Subject: Re: Help! I cannot print to lpt port.
To: Terry Moore <tmm@mcci.com>
From: Ken Hornstein <kenh@cmf.nrl.navy.mil>
List: port-i386
Date: 10/06/1995 15:31:13
>> Have you tried simply copying something to /dev/lpt2?  I suspect you
>> don't have an interrupt configured for that port, and therefore you
>> need to use /dev/lpa2.  If you try to open /dev/lpt2 with no interrupt
>> configured, you'll get ENXIO.
>
>This reminds me -- has -current sorted out the "dropped characters from
>printer driver" problem that was discussed and experimented upon back
>in March or so?

As I recall, the gist of it was:

- It wasn't actually "dropped" characters.  The right number of characters
  were being printed, but characters ended up having the value of the
  previous or next character, instead of the proper one.

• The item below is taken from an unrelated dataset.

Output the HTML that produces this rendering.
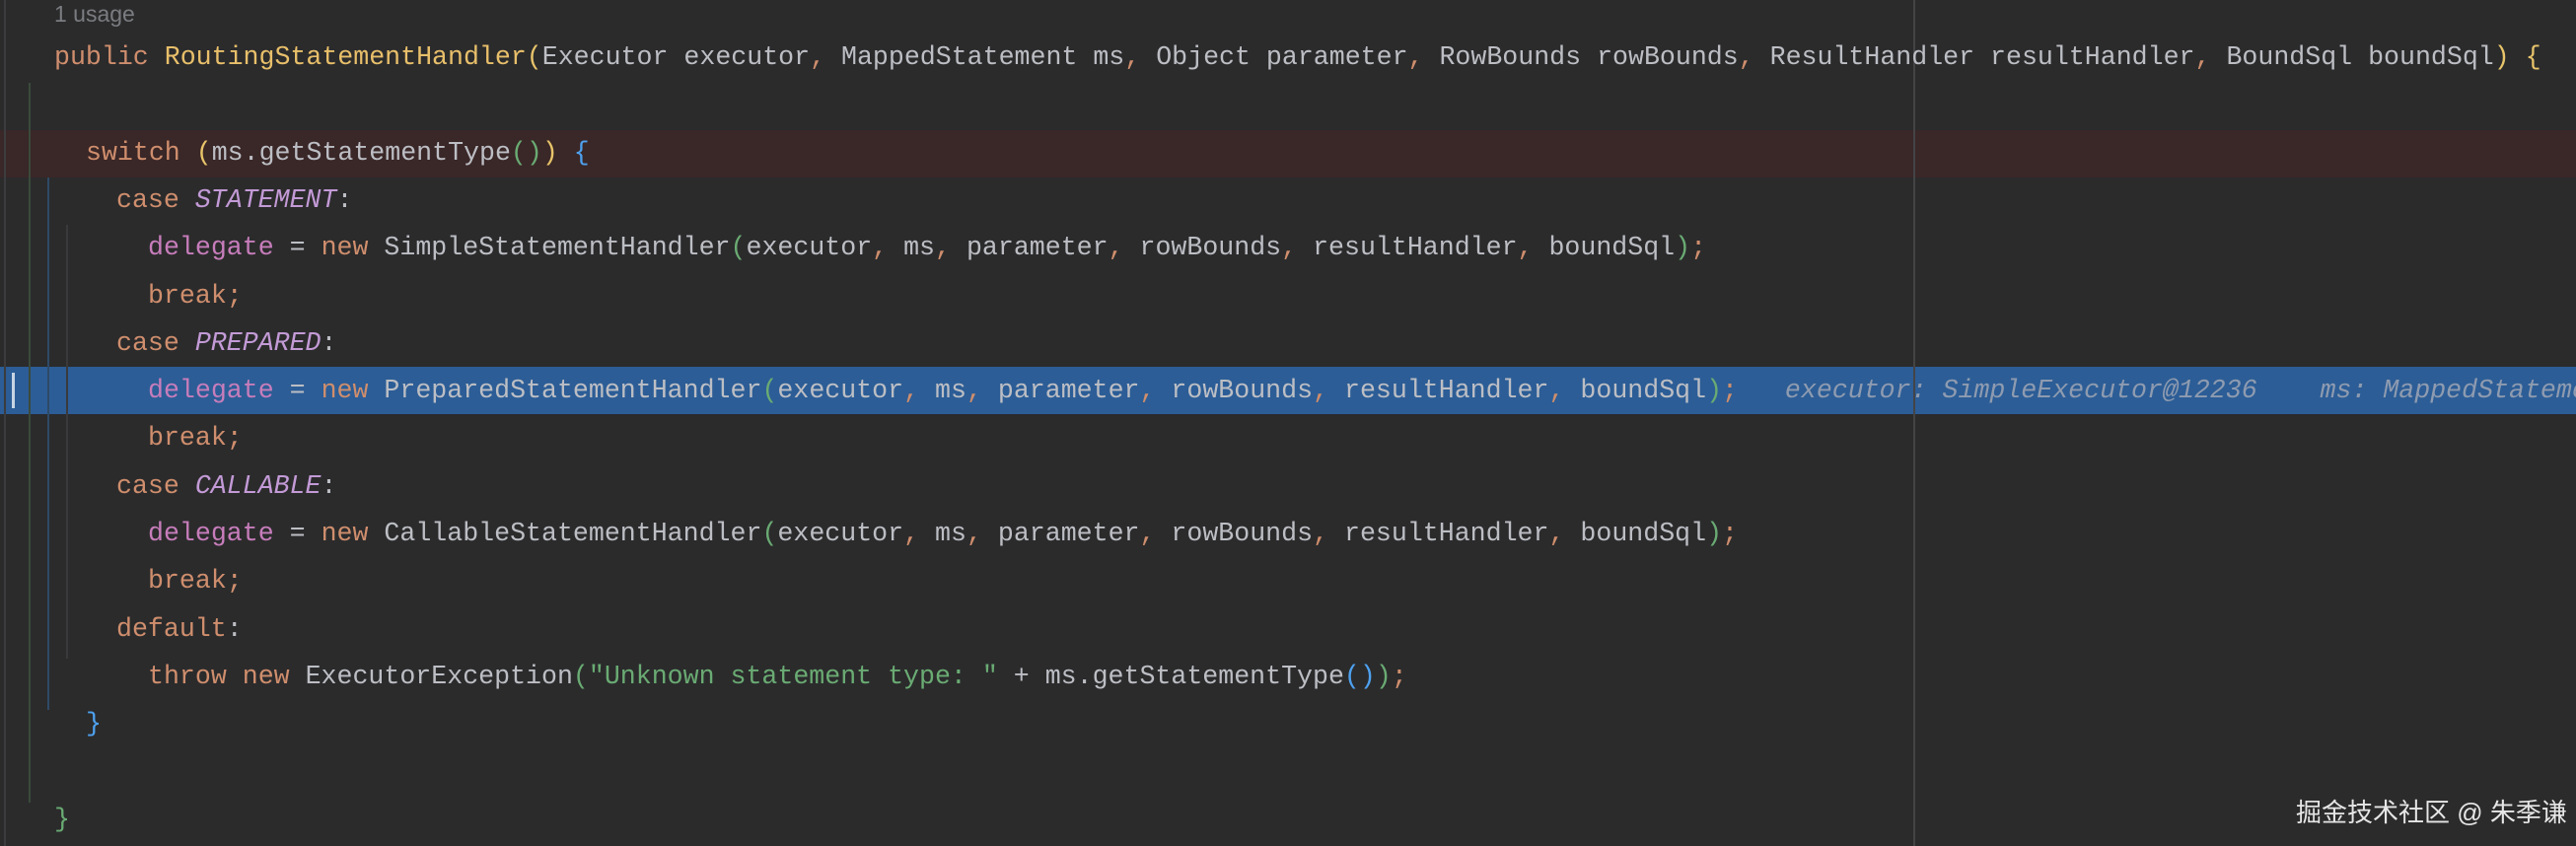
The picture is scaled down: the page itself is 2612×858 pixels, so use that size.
<!DOCTYPE html>
<html><head><meta charset="utf-8"><style>
html,body{margin:0;padding:0;width:2612px;height:858px;overflow:hidden;}
body{background:#2b2b2c;position:relative;font-family:"Liberation Mono",monospace;}
#w{position:absolute;left:0;top:0;width:2612px;height:858px;overflow:hidden;}
.l{position:absolute;right:0;height:48px;line-height:48px;white-space:pre;font-size:26.6px;color:#bcbec4;overflow:hidden;}
.k{color:#cf8e6d}.m{color:#e8bf6a}.f{color:#c77dbb}.c{color:#c39ad6;font-style:italic}.s{color:#6aab73}
.y{color:#e8c46a}.g{color:#6aab73}.b{color:#4ea1ef}
.h{color:#8e9bb0;font-style:italic}
.v{position:absolute;width:2px;}
</style></head><body><div id="w">
<div style="position:absolute;left:0;top:132px;width:2612px;height:48px;background:#3a2727"></div>
<div style="position:absolute;left:0;top:372px;width:2612px;height:48px;background:#2c5d96"></div>
<div class="v" style="left:4px;top:0;height:858px;background:#3c3c3e"></div>
<div class="v" style="left:29px;top:84px;height:730px;background:#3b4a3b"></div>
<div class="v" style="left:48px;top:180px;height:540px;background:#2f4a66"></div>
<div class="v" style="left:67px;top:228px;height:440px;background:#3a3a3c"></div>
<div class="v" style="left:1940px;top:0;height:858px;background:#444446"></div>
<div class="v" style="left:12px;top:378px;height:36px;width:3px;background:#c8d4e4"></div>
<div class="l" style="top:-10px;left:55px;font-family:'Liberation Sans',sans-serif;font-size:23px;color:#7a7c80">1 usage</div>
<div class="l" style="top:34px;left:55px"><span class="k">public</span> <span class="m">RoutingStatementHandler</span><span class="y">(</span>Executor executor<span class="k">,</span> MappedStatement ms<span class="k">,</span> Object parameter<span class="k">,</span> RowBounds rowBounds<span class="k">,</span> ResultHandler resultHandler<span class="k">,</span> BoundSql boundSql<span class="y">)</span> <span class="y">{</span></div>
<div class="l" style="top:131px;left:87px"><span class="k">switch</span> <span class="y">(</span>ms.getStatementType<span class="g">()</span><span class="y">)</span> <span class="b">{</span></div>
<div class="l" style="top:179px;left:118px"><span class="k">case</span> <span class="c">STATEMENT</span>:</div>
<div class="l" style="top:227px;left:150px"><span class="f">delegate</span> = <span class="k">new</span> SimpleStatementHandler<span class="g">(</span>executor<span class="k">,</span> ms<span class="k">,</span> parameter<span class="k">,</span> rowBounds<span class="k">,</span> resultHandler<span class="k">,</span> boundSql<span class="g">)</span><span class="k">;</span></div>
<div class="l" style="top:276px;left:150px"><span class="k">break;</span></div>
<div class="l" style="top:324px;left:118px"><span class="k">case</span> <span class="c">PREPARED</span>:</div>
<div class="l" style="top:372px;left:150px"><span class="f">delegate</span> = <span class="k">new</span> PreparedStatementHandler<span class="g">(</span>executor<span class="k">,</span> ms<span class="k">,</span> parameter<span class="k">,</span> rowBounds<span class="k">,</span> resultHandler<span class="k">,</span> boundSql<span class="g">)</span><span class="k">;</span>   <span class="h">executor: SimpleExecutor@12236    ms: MappedStateme</span></div>
<div class="l" style="top:420px;left:150px"><span class="k">break;</span></div>
<div class="l" style="top:469px;left:118px"><span class="k">case</span> <span class="c">CALLABLE</span>:</div>
<div class="l" style="top:517px;left:150px"><span class="f">delegate</span> = <span class="k">new</span> CallableStatementHandler<span class="g">(</span>executor<span class="k">,</span> ms<span class="k">,</span> parameter<span class="k">,</span> rowBounds<span class="k">,</span> resultHandler<span class="k">,</span> boundSql<span class="g">)</span><span class="k">;</span></div>
<div class="l" style="top:565px;left:150px"><span class="k">break;</span></div>
<div class="l" style="top:614px;left:118px"><span class="k">default</span>:</div>
<div class="l" style="top:662px;left:150px"><span class="k">throw new</span> ExecutorException<span class="g">(</span><span class="s">"Unknown statement type: "</span> + ms.getStatementType<span class="b">()</span><span class="g">)</span><span class="k">;</span></div>
<div class="l" style="top:710px;left:87px"><span class="b">}</span></div>
<div class="l" style="top:807px;left:55px"><span class="g">}</span></div>
<div style="position:absolute;left:2328px;top:804px;font-family:'Liberation Sans','Noto Sans CJK SC',sans-serif;font-size:26px;color:#e6e6e6;white-space:pre">掘金技术社区 @ 朱季谦</div>
</div></body></html>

- Many timing diagrams of proper parallel port operation were posted.  I
  don't recall that any of them worked when implemented :-)

- The polling version of the driver works, and it seems that's what other
  OS's use in "real life" (I believe someone mentioned that with Linux's
  interrupting parallel port driver has a bunch of delays that you can set).

If anyone else remembers differently, please feel free to correct me.